# HP 50g programming



## Pedro (Apr 10, 2008)

I'm about to get one of those, so I was wondering if it's possible to make a scramble generator on it...

I know people have done it in different calculators, T-82 or something like that...

so, does anybody know?


----------



## masterofthebass (Apr 10, 2008)

You can program on it, but I have no freakin' clue how to... I have a 49g and I love it. Great choice in calculator. I think the programming language is like HP Lisp, which is something really weird. I would think the manual would come with some instructions though.


----------



## pjk (Apr 10, 2008)

I have a HP 49g as well as a TI-84 Plus. For 49g programming, check here. For the HP 50g, check here. Both are pretty straight forward, especially if you are familiar with other graphing calculator program functions.


----------



## Pedro (Apr 10, 2008)

pjk said:


> I have a HP 49g as well as a TI-84 Plus. For 49g programming, check here. For the HP 50g, check here.
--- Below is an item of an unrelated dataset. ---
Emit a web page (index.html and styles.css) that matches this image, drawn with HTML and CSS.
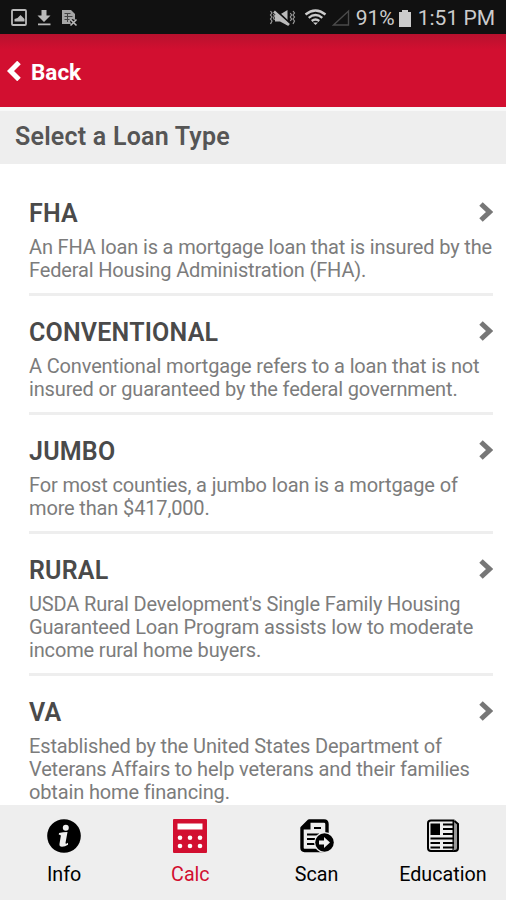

Both are pretty straight forward, *especially if you are familiar with other graphing calculator program functions*.



which I am not at the moment 

thanks for the link(s), I'll look at them


----------



## TriKri (Feb 17, 2009)

How would the scramble generator work, what would it look like and what would it do? I wonder since I can't figure out how you would be able to see on a calculator screen what the scrambled cube looks like.

Now you probably got your hp 50g and have learned how to program it. However, I had an old hp 28s (it was older than I was) before I bought my 50g. What I wanted to say was that the programming language in hp 50g is probably very similar to that of the 49g, if not identical. It is almost the same as the programming language in the 28s! The only difference I can notice is that it has some different functions (because new functions have been added over the years, and some have probably been removed, besides this is a graphical calculator, and the 28s was a scientific). The idea is still the same: You simply write in the program what you would have manually typed on the calculator if you would have wanted to do the same thing without the program. Of course you can program loops as well, using for, while and do, in a basic-similar manner.

I also wonder if someone knows if there is a possibility to program the 50g with machine code, or if there is a c compiler to the calculator?


----------



## mrCage (Feb 17, 2009)

Hi 

First write a program to generate 10 random numbers (integers).

Then wite a second programe to generate 10 random cube moves (allow for 3 different turns of each layer).

Now write your full scrambler (generate ONE scramble).

Next expand to generate N scrambles each of length m (ask for N and m at program start !!)

Per

*PS!!! Write it so as to avoid sequences with redundant turns like U D' U2 ...*


----------